(Pages as source code)
[Start]
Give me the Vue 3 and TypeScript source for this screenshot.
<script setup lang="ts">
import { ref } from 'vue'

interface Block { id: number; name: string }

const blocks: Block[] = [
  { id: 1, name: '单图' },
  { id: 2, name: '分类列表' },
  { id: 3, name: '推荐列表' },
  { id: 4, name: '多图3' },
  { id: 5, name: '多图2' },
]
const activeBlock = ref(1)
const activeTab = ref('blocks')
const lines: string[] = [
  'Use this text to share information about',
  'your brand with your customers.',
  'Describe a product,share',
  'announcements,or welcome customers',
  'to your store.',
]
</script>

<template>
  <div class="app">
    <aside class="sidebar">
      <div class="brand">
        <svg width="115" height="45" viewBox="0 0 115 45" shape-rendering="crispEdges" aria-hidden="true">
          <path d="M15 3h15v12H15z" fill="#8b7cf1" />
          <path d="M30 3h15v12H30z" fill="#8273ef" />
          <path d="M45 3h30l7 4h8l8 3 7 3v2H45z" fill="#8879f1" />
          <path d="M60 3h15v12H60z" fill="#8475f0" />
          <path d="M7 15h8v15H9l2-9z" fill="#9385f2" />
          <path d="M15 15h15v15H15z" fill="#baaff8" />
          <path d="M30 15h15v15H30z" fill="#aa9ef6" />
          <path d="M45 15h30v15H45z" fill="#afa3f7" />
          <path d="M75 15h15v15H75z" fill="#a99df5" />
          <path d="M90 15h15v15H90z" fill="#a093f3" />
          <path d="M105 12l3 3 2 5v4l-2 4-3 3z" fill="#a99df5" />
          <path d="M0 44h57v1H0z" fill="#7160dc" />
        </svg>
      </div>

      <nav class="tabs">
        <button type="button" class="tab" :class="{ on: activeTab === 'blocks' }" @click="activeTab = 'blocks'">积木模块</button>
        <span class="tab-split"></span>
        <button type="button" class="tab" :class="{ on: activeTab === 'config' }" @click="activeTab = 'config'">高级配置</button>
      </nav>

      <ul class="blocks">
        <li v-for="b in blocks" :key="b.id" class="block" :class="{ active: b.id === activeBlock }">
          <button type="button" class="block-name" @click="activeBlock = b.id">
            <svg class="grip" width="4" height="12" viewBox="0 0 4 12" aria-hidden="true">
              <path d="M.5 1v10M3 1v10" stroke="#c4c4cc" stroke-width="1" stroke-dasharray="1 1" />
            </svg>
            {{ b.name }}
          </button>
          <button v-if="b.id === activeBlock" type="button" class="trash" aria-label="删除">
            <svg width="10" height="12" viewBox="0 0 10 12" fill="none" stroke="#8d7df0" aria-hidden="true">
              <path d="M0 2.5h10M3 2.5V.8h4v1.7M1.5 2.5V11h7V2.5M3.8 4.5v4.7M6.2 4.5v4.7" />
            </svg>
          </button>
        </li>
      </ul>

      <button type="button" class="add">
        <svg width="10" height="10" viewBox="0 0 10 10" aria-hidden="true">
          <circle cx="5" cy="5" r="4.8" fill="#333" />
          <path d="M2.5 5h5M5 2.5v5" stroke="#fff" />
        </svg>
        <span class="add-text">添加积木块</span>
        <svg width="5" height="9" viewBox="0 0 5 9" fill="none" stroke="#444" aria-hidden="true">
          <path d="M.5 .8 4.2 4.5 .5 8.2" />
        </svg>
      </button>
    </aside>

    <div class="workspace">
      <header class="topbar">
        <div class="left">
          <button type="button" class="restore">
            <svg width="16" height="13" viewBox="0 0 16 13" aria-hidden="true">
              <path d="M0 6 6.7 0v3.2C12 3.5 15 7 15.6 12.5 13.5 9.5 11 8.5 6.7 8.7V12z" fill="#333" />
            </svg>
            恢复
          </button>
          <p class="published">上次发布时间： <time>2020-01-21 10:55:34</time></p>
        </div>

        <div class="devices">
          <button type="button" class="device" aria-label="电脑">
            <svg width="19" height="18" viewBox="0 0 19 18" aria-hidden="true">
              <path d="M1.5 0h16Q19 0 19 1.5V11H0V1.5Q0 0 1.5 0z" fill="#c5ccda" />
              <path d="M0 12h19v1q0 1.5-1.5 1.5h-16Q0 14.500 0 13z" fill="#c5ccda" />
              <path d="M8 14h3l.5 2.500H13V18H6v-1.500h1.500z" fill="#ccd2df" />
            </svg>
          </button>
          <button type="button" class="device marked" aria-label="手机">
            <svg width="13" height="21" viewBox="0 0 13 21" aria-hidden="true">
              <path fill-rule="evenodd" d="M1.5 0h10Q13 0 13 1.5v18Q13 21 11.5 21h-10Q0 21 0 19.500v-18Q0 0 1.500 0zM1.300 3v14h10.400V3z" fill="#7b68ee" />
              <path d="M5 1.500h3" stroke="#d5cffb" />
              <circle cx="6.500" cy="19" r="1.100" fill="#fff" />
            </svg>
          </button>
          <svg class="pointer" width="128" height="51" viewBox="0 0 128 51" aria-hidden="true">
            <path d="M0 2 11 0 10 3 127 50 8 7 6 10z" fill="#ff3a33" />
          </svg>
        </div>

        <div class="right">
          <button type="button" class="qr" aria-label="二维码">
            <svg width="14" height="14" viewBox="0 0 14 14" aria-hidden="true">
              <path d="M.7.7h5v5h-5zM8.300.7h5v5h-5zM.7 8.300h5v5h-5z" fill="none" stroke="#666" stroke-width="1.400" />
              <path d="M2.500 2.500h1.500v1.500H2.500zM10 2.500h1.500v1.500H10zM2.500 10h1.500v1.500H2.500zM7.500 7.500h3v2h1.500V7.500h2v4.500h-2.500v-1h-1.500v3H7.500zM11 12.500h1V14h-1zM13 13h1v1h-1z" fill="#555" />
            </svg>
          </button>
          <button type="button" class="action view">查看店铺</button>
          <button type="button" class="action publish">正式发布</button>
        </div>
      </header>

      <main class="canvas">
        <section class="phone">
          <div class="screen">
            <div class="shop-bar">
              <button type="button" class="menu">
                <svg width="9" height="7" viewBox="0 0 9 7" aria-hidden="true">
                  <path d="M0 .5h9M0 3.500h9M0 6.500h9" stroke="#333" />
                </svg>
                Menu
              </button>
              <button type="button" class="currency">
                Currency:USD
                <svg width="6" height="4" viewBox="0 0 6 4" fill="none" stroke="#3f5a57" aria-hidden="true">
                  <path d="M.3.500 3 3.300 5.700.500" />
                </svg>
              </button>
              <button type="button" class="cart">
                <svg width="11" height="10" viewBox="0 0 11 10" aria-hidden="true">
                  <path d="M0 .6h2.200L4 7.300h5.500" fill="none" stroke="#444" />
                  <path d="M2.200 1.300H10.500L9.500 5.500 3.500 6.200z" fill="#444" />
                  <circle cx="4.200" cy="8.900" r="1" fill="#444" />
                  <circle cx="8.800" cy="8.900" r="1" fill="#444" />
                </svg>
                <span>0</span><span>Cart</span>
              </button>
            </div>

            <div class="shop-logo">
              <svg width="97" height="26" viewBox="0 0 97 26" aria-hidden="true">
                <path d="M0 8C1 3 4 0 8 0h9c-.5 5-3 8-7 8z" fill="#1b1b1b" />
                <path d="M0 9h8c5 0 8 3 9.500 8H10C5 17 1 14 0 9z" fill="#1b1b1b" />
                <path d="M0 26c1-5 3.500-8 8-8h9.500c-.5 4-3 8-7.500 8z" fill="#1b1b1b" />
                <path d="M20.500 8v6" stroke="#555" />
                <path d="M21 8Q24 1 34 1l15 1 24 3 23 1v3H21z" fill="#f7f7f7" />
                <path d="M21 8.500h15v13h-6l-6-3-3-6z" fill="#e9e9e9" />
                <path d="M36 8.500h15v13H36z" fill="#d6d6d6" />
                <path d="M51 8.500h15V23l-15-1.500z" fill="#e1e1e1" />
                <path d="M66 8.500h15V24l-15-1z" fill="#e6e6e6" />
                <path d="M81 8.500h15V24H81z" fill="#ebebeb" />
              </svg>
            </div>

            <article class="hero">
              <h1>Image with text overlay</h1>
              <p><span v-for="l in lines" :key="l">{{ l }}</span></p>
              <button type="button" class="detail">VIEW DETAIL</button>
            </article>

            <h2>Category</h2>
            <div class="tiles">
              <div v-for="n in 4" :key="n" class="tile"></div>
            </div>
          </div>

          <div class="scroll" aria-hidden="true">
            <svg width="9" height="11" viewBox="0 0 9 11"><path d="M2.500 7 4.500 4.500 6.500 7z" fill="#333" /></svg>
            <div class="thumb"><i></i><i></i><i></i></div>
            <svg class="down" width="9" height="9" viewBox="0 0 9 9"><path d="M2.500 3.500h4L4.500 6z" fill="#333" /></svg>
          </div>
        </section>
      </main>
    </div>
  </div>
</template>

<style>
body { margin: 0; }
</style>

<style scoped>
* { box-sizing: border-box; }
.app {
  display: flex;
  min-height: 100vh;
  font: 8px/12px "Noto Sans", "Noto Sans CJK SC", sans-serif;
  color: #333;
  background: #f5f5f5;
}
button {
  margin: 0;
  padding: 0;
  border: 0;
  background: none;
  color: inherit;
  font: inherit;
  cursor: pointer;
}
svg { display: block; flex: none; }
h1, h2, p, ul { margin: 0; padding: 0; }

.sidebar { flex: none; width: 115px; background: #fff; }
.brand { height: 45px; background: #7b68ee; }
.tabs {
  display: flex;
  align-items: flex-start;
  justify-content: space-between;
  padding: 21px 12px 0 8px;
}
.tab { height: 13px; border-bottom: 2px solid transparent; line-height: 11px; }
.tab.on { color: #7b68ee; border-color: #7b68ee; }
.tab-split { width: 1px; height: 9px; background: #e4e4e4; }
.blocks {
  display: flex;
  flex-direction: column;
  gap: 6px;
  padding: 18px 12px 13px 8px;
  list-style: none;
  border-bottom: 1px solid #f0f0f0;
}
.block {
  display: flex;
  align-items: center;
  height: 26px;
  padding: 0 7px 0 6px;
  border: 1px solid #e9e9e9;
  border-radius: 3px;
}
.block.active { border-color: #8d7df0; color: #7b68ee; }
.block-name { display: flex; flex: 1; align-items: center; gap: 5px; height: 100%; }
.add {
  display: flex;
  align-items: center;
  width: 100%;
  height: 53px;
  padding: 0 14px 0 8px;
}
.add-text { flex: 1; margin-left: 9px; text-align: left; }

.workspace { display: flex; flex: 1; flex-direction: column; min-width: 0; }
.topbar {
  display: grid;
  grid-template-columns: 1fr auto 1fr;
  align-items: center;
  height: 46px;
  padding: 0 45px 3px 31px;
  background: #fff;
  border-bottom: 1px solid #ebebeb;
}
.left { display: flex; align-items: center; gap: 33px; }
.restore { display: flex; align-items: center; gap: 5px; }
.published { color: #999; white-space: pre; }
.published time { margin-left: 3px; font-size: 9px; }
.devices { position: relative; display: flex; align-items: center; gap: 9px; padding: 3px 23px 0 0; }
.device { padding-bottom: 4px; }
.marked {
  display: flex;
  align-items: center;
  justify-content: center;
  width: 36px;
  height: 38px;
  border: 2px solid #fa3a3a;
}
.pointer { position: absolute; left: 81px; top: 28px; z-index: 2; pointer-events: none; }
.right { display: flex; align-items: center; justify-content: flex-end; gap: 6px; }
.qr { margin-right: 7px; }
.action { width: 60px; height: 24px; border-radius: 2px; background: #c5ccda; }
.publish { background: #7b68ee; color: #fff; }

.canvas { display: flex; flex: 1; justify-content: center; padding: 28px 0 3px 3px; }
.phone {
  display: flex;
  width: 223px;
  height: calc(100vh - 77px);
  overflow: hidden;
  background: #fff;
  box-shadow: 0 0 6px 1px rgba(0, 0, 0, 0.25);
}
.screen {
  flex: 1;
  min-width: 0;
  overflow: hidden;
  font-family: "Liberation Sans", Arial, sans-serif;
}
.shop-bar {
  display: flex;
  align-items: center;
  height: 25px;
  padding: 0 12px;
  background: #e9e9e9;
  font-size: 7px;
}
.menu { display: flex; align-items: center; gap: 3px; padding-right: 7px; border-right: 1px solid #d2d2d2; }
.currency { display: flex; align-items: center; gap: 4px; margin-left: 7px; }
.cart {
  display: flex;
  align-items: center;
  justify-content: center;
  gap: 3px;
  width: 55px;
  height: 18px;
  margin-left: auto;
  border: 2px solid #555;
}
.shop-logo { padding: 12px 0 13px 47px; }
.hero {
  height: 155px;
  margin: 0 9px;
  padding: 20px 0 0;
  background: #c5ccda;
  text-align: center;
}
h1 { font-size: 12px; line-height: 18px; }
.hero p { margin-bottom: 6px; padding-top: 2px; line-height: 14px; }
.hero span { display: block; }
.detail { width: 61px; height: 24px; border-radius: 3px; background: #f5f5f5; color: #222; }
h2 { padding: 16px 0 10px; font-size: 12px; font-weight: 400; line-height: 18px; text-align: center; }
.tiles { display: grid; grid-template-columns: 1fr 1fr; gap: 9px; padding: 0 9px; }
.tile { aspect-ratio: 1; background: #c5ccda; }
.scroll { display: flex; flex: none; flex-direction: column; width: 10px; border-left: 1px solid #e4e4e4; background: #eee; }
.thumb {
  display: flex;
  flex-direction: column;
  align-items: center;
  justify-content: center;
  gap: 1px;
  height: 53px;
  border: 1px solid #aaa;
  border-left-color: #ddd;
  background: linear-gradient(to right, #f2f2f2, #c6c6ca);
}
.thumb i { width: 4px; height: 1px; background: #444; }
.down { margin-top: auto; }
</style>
[End]
[Start]
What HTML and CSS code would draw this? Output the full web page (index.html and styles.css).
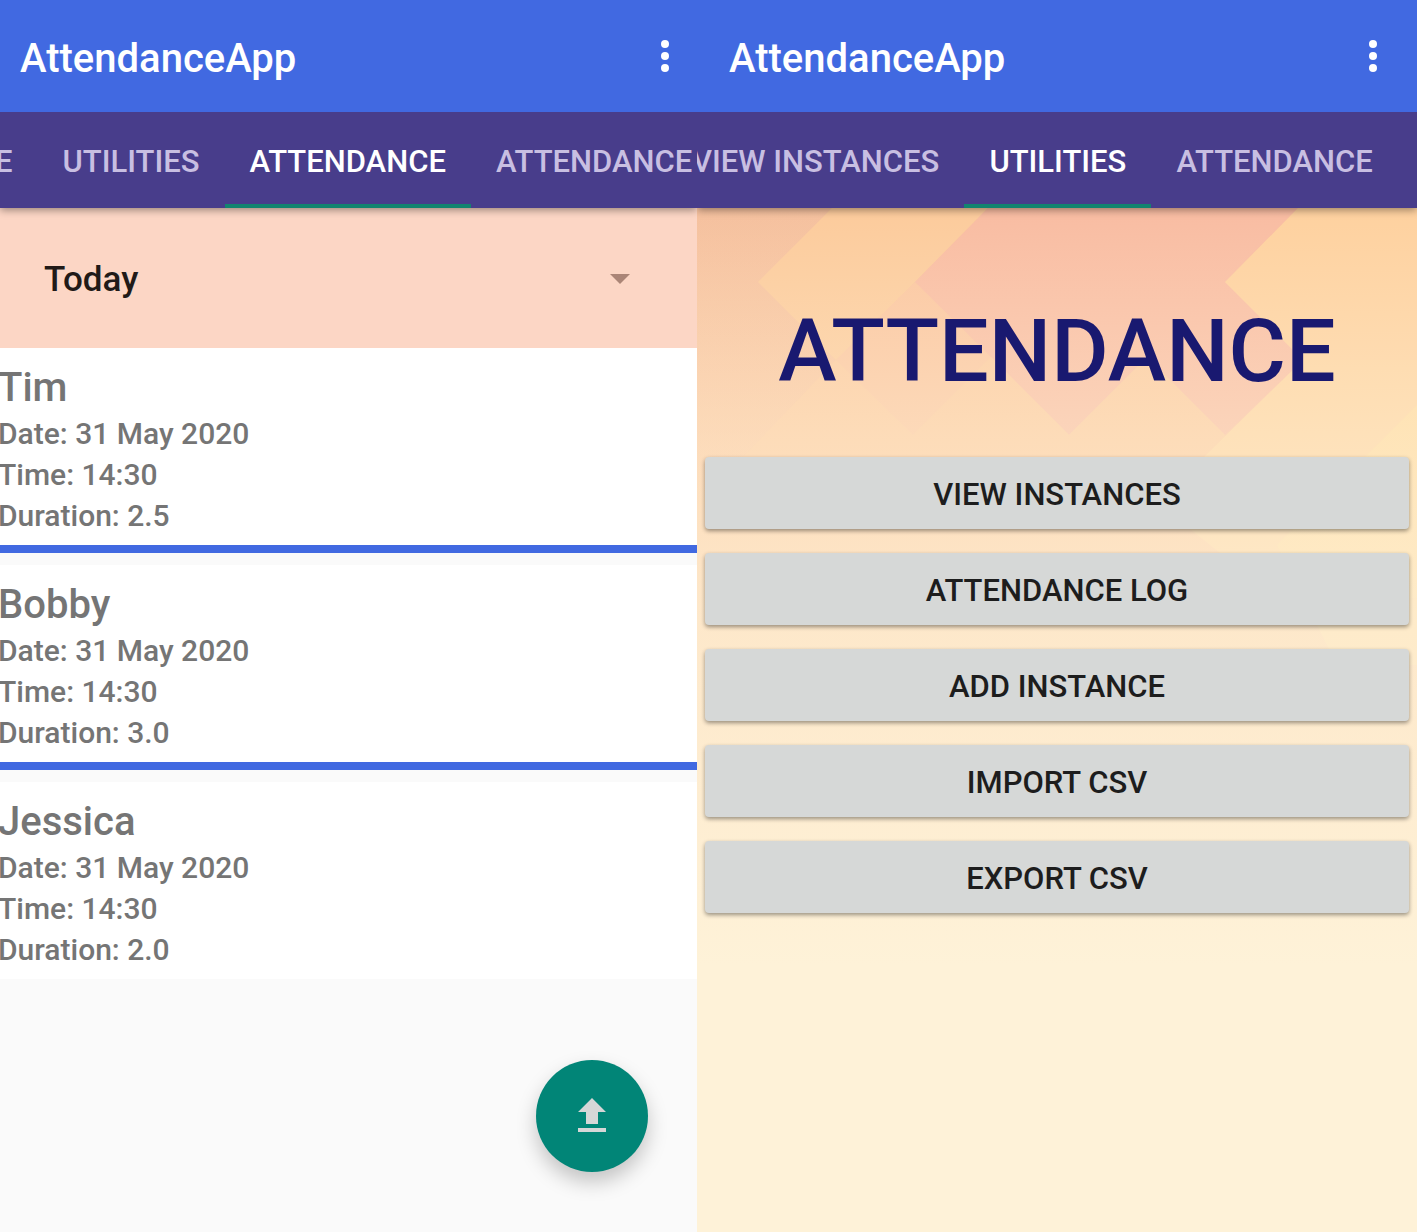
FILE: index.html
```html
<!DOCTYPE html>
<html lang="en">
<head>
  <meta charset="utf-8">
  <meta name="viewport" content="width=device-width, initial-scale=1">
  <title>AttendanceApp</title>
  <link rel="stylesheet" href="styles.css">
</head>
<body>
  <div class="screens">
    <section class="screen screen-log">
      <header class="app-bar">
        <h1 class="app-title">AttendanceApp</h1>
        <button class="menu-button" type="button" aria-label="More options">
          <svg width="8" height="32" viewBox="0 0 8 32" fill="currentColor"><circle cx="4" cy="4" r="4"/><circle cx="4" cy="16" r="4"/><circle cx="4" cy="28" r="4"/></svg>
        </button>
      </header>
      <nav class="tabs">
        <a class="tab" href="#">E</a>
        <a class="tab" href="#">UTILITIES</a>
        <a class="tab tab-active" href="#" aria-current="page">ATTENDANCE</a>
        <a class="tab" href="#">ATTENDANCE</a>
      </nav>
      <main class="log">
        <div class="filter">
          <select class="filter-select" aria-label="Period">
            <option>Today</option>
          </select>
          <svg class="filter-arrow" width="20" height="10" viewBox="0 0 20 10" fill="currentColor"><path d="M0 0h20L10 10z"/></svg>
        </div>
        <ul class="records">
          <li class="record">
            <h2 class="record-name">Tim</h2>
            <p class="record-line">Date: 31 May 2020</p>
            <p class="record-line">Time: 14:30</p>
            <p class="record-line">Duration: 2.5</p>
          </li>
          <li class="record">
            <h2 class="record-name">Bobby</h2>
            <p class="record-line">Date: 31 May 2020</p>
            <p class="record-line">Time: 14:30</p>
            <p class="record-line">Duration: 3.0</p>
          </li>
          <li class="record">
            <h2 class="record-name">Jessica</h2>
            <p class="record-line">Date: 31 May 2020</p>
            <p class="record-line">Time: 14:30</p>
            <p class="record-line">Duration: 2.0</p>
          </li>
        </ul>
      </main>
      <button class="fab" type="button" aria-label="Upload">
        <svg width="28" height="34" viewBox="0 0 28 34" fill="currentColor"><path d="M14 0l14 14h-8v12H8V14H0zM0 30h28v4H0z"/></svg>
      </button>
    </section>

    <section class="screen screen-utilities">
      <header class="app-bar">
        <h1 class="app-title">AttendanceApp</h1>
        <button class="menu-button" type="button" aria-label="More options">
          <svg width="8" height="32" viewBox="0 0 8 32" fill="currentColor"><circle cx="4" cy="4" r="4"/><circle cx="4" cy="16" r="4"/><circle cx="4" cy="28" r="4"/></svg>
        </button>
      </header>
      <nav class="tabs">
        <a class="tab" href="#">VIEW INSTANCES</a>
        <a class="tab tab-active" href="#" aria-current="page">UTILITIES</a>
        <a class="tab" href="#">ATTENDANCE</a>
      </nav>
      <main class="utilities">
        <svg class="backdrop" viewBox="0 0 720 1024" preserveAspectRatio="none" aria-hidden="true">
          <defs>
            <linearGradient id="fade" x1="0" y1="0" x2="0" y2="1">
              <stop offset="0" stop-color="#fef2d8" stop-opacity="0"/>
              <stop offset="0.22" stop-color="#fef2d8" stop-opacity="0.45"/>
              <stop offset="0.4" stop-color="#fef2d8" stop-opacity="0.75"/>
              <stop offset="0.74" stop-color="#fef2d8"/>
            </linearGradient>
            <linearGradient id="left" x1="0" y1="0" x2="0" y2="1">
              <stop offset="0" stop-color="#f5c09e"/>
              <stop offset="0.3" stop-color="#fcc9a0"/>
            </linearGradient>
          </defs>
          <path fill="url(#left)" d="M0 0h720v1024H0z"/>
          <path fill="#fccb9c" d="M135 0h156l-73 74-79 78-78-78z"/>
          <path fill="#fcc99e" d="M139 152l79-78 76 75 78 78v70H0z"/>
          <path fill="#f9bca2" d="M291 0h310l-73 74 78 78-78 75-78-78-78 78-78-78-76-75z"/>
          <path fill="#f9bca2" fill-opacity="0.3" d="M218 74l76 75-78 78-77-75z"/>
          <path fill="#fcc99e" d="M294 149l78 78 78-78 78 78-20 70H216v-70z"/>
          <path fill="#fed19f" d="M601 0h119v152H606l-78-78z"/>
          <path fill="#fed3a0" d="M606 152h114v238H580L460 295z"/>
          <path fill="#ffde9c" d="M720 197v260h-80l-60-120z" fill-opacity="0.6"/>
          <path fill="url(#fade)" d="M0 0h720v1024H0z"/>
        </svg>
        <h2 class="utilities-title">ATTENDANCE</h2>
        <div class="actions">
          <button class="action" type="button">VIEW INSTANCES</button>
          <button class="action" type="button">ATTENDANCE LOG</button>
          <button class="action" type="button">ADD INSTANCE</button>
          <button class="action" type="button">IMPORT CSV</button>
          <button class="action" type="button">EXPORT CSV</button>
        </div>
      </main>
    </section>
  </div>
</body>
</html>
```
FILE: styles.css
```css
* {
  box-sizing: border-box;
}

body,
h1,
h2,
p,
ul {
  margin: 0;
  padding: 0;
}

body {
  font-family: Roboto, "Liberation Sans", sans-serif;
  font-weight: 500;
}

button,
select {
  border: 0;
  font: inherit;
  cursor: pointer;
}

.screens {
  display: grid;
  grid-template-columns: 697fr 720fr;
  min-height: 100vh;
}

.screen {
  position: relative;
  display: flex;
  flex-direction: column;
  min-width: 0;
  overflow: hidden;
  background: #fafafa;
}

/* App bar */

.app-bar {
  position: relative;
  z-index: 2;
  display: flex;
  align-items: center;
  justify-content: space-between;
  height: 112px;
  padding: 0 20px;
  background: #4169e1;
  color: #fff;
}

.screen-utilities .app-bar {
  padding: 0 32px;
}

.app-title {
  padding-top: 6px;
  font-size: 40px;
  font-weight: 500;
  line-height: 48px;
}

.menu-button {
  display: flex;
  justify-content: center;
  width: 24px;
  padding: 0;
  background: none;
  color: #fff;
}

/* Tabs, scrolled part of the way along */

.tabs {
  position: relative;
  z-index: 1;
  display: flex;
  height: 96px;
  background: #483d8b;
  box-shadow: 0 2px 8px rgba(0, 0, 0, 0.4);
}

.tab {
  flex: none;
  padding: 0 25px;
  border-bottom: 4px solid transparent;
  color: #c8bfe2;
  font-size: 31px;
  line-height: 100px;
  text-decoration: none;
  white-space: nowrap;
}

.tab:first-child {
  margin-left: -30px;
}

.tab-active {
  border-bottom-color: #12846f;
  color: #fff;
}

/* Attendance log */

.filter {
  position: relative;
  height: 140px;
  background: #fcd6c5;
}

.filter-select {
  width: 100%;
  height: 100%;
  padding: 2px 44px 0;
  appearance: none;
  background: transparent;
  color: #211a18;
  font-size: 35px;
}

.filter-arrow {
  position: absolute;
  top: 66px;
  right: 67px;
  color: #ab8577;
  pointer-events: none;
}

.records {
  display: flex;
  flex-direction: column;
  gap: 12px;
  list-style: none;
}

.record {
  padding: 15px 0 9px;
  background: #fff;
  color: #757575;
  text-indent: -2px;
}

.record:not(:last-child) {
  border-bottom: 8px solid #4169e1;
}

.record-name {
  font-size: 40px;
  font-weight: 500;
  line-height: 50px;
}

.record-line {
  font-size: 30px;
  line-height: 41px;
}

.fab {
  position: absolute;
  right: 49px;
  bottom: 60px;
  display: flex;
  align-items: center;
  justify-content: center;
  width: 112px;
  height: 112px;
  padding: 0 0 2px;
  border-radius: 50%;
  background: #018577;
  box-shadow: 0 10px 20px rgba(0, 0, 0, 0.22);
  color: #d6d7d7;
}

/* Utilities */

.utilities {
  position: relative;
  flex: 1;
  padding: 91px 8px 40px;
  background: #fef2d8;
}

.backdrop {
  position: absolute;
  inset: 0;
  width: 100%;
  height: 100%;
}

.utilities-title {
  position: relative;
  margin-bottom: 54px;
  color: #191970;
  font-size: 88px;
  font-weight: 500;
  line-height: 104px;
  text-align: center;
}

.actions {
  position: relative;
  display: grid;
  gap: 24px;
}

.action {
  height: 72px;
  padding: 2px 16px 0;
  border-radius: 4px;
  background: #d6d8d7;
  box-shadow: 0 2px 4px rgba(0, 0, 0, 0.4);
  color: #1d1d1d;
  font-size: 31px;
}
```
[End]
Problem:
State the number of lines in the records that contain the string "index", and nothing more.

Answer to the exercise:
5